** START Available data **

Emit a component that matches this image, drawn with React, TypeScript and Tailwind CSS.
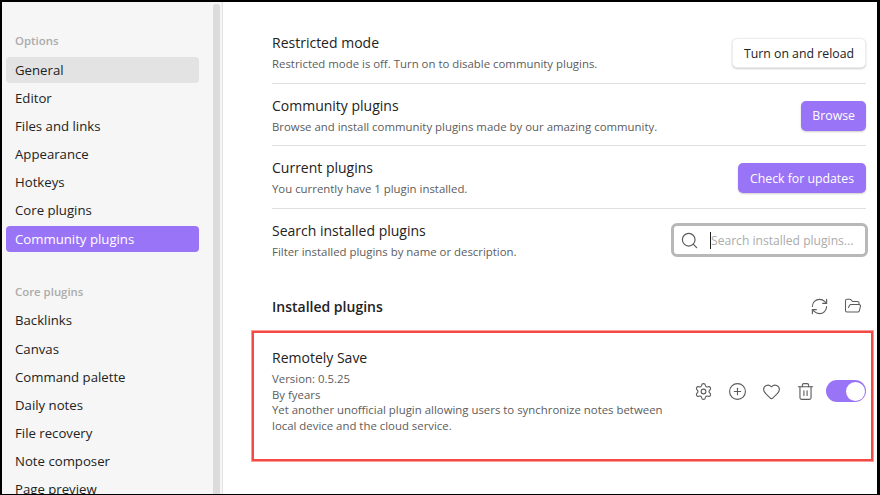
import { Search, RefreshCw, FolderOpen, Settings, CirclePlus, Heart, Trash2 } from "lucide-react";

const optionItems = ["General", "Editor", "Files and links", "Appearance", "Hotkeys", "Core plugins", "Community plugins"];
const coreItems = ["Backlinks", "Canvas", "Command palette", "Daily notes", "File recovery", "Note composer", "Page preview"];

function NavItem({ label }: { label: string }) {
  const active = label === "Community plugins";
  const selected = label === "General";
  return (
    <div
      className={`h-[26px] rounded-[4px] pl-[9px] pt-[1px] mb-[2.1px] flex items-center text-[13.2px] ${
        active ? "bg-[#9a74f7] text-white" : selected ? "bg-[#e3e3e3] text-[#222222]" : "text-[#222222]"
      }`}
    >
      {label}
    </div>
  );
}

function Setting({ title, desc, last, children }: { title: string; desc: string; last?: boolean; children: React.ReactNode }) {
  return (
    <div className={`h-[62.5px] flex items-center justify-between ${last ? "" : "border-b border-[#e0e0e0]"}`}>
      <div className="mt-[2px]">
        <div className="text-[14px] leading-[20px] text-[#222222]">{title}</div>
        <div className="mt-[2px] text-[11.4px] leading-[17px] text-[#5c5c5c]">{desc}</div>
      </div>
      {children}
    </div>
  );
}

function PurpleButton({ label }: { label: string }) {
  return (
    <button
      className={`mt-[3px] h-[30px] pt-[1px] rounded-[5px] bg-[#9a74f7] text-white text-[12.3px] shadow-[0_1px_2px_rgba(0,0,0,0.2)] ${
        label === "Browse" ? "px-[11px]" : "px-[12px]"
      }`}
    >
      {label}
    </button>
  );
}

export default function App() {
  return (
    <div
      className="w-[880px] h-[495px] overflow-hidden bg-white border-t-2 border-l-2 border-b border-r-[3px] border-black flex"
      style={{ fontFamily: '"Open Sans", "Noto Sans", sans-serif' }}
    >
      <aside className="w-[221px] h-full shrink-0 flex bg-[#f6f6f6] border-r border-[#e3e3e3] overflow-hidden">
        <nav className="w-[211px] shrink-0 pl-[4px] pr-[14px] pt-[29px]">
          <div className="h-[20px] pl-[9px] mb-[6.4px] text-[11.4px] font-semibold text-[#ababab] flex items-center">Options</div>
          {optionItems.map((item) => (
            <NavItem key={item} label={item} />
          ))}
          <div className="h-[20px] pl-[9px] mt-[29.6px] mb-[6.35px] text-[11.4px] font-semibold text-[#ababab] flex items-center">Core plugins</div>
          {coreItems.map((item) => (
            <NavItem key={item} label={item} />
          ))}
        </nav>
        <div className="w-[7px] h-full mt-[2px] rounded-[3px] bg-[#dcdcdc]" />
      </aside>

      <main className="flex-1 min-w-0 pl-[49px] pr-[11px] pt-[19px]">
        <Setting title="Restricted mode" desc="Restricted mode is off. Turn on to disable community plugins.">
          <button className="mt-[3px] h-[30px] px-[11px] pt-[1px] rounded-[5px] bg-white text-[#222222] text-[12.3px] border border-[#ececec] shadow-[0_1px_2px_rgba(0,0,0,0.2)]">
            Turn on and reload
          </button>
        </Setting>
        <Setting title="Community plugins" desc="Browse and install community plugins made by our amazing community.">
          <PurpleButton label="Browse" />
        </Setting>
        <Setting title="Current plugins" desc="You currently have 1 plugin installed.">
          <PurpleButton label="Check for updates" />
        </Setting>
        <Setting title="Search installed plugins" desc="Filter installed plugins by name or description." last>
          <div className="mt-[1px] -mr-[2px] w-[197px] h-[34px] rounded-[6px] border-[3px] border-[#b8b8b8] flex items-center pl-[6px]">
            <Search size={19} className="text-[#5c5c5c] shrink-0" strokeWidth={1.5} />
            <span className="ml-[11px] w-px h-[17px] bg-[#222222]" />
            <span className="pt-[2px] text-[12.1px] text-[#ababab]">Search installed plugins...</span>
          </div>
        </Setting>

        <div className="mt-[15px] h-[40px] flex items-center justify-between">
          <div className="text-[14px] font-semibold text-[#222222]">Installed plugins</div>
          <div className="flex items-center gap-[15px] pr-[4px] text-[#5c5c5c]">
            <RefreshCw size={19} strokeWidth={1.4} />
            <FolderOpen size={18} strokeWidth={1.4} />
          </div>
        </div>

        <div className="h-[130px] -ml-[20px] -mr-[7px] mt-[5px] border-2 border-[#f44a45] shadow-[0_0_0_1px_#fc9a96] pl-[18px] pr-[5px] flex items-center justify-between">
          <div className="w-[400px] mb-[11px]">
            <div className="text-[14px] leading-[20px] text-[#222222] mb-[3px]">Remotely Save</div>
            <div className="text-[11.4px] leading-[15.5px] text-[#5c5c5c]">
              <div>Version: 0.5.25</div>
              <div>By fyears</div>
              <div>Yet another unofficial plugin allowing users to synchronize notes between local device and the cloud service.</div>
            </div>
          </div>
          <div className="flex items-center text-[#5c5c5c] mb-[10px]">
            <Settings size={19} strokeWidth={1.4} />
            <CirclePlus size={19} strokeWidth={1.4} className="ml-[15px]" />
            <Heart size={19} strokeWidth={1.4} className="ml-[15px]" />
            <Trash2 size={19} strokeWidth={1.4} className="ml-[15px]" />
            <div className="ml-[11px] w-[40px] h-[22px] rounded-full bg-[#9a74f7] flex items-center justify-end pr-[1px]">
              <div className="w-[19px] h-[19px] rounded-full bg-white" />
            </div>
          </div>
        </div>
      </main>
    </div>
  );
}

** END Available data **

### [Problem]
Give back the whole listing as it stands, minus its pictures.

### [Problem solution]
Emit a component that matches this image, drawn with React, TypeScript and Tailwind CSS.
import { Search, RefreshCw, FolderOpen, Settings, CirclePlus, Heart, Trash2 } from "lucide-react";

const optionItems = ["General", "Editor", "Files and links", "Appearance", "Hotkeys", "Core plugins", "Community plugins"];
const coreItems = ["Backlinks", "Canvas", "Command palette", "Daily notes", "File recovery", "Note composer", "Page preview"];

function NavItem({ label }: { label: string }) {
  const active = label === "Community plugins";
  const selected = label === "General";
  return (
    <div
      className={`h-[26px] rounded-[4px] pl-[9px] pt-[1px] mb-[2.1px] flex items-center text-[13.2px] ${
        active ? "bg-[#9a74f7] text-white" : selected ? "bg-[#e3e3e3] text-[#222222]" : "text-[#222222]"
      }`}
    >
      {label}
    </div>
  );
}

function Setting({ title, desc, last, children }: { title: string; desc: string; last?: boolean; children: React.ReactNode }) {
  return (
    <div className={`h-[62.5px] flex items-center justify-between ${last ? "" : "border-b border-[#e0e0e0]"}`}>
      <div className="mt-[2px]">
        <div className="text-[14px] leading-[20px] text-[#222222]">{title}</div>
        <div className="mt-[2px] text-[11.4px] leading-[17px] text-[#5c5c5c]">{desc}</div>
      </div>
      {children}
    </div>
  );
}

function PurpleButton({ label }: { label: string }) {
  return (
    <button
      className={`mt-[3px] h-[30px] pt-[1px] rounded-[5px] bg-[#9a74f7] text-white text-[12.3px] shadow-[0_1px_2px_rgba(0,0,0,0.2)] ${
        label === "Browse" ? "px-[11px]" : "px-[12px]"
      }`}
    >
      {label}
    </button>
  );
}

export default function App() {
  return (
    <div
      className="w-[880px] h-[495px] overflow-hidden bg-white border-t-2 border-l-2 border-b border-r-[3px] border-black flex"
      style={{ fontFamily: '"Open Sans", "Noto Sans", sans-serif' }}
    >
      <aside className="w-[221px] h-full shrink-0 flex bg-[#f6f6f6] border-r border-[#e3e3e3] overflow-hidden">
        <nav className="w-[211px] shrink-0 pl-[4px] pr-[14px] pt-[29px]">
          <div className="h-[20px] pl-[9px] mb-[6.4px] text-[11.4px] font-semibold text-[#ababab] flex items-center">Options</div>
          {optionItems.map((item) => (
            <NavItem key={item} label={item} />
          ))}
          <div className="h-[20px] pl-[9px] mt-[29.6px] mb-[6.35px] text-[11.4px] font-semibold text-[#ababab] flex items-center">Core plugins</div>
          {coreItems.map((item) => (
            <NavItem key={item} label={item} />
          ))}
        </nav>
        <div className="w-[7px] h-full mt-[2px] rounded-[3px] bg-[#dcdcdc]" />
      </aside>

      <main className="flex-1 min-w-0 pl-[49px] pr-[11px] pt-[19px]">
        <Setting title="Restricted mode" desc="Restricted mode is off. Turn on to disable community plugins.">
          <button className="mt-[3px] h-[30px] px-[11px] pt-[1px] rounded-[5px] bg-white text-[#222222] text-[12.3px] border border-[#ececec] shadow-[0_1px_2px_rgba(0,0,0,0.2)]">
            Turn on and reload
          </button>
        </Setting>
        <Setting title="Community plugins" desc="Browse and install community plugins made by our amazing community.">
          <PurpleButton label="Browse" />
        </Setting>
        <Setting title="Current plugins" desc="You currently have 1 plugin installed.">
          <PurpleButton label="Check for updates" />
        </Setting>
        <Setting title="Search installed plugins" desc="Filter installed plugins by name or description." last>
          <div className="mt-[1px] -mr-[2px] w-[197px] h-[34px] rounded-[6px] border-[3px] border-[#b8b8b8] flex items-center pl-[6px]">
            <Search size={19} className="text-[#5c5c5c] shrink-0" strokeWidth={1.5} />
            <span className="ml-[11px] w-px h-[17px] bg-[#222222]" />
            <span className="pt-[2px] text-[12.1px] text-[#ababab]">Search installed plugins...</span>
          </div>
        </Setting>

        <div className="mt-[15px] h-[40px] flex items-center justify-between">
          <div className="text-[14px] font-semibold text-[#222222]">Installed plugins</div>
          <div className="flex items-center gap-[15px] pr-[4px] text-[#5c5c5c]">
            <RefreshCw size={19} strokeWidth={1.4} />
            <FolderOpen size={18} strokeWidth={1.4} />
          </div>
        </div>

        <div className="h-[130px] -ml-[20px] -mr-[7px] mt-[5px] border-2 border-[#f44a45] shadow-[0_0_0_1px_#fc9a96] pl-[18px] pr-[5px] flex items-center justify-between">
          <div className="w-[400px] mb-[11px]">
            <div className="text-[14px] leading-[20px] text-[#222222] mb-[3px]">Remotely Save</div>
            <div className="text-[11.4px] leading-[15.5px] text-[#5c5c5c]">
              <div>Version: 0.5.25</div>
              <div>By fyears</div>
              <div>Yet another unofficial plugin allowing users to synchronize notes between local device and the cloud service.</div>
            </div>
          </div>
          <div className="flex items-center text-[#5c5c5c] mb-[10px]">
            <Settings size={19} strokeWidth={1.4} />
            <CirclePlus size={19} strokeWidth={1.4} className="ml-[15px]" />
            <Heart size={19} strokeWidth={1.4} className="ml-[15px]" />
            <Trash2 size={19} strokeWidth={1.4} className="ml-[15px]" />
            <div className="ml-[11px] w-[40px] h-[22px] rounded-full bg-[#9a74f7] flex items-center justify-end pr-[1px]">
              <div className="w-[19px] h-[19px] rounded-full bg-white" />
            </div>
          </div>
        </div>
      </main>
    </div>
  );
}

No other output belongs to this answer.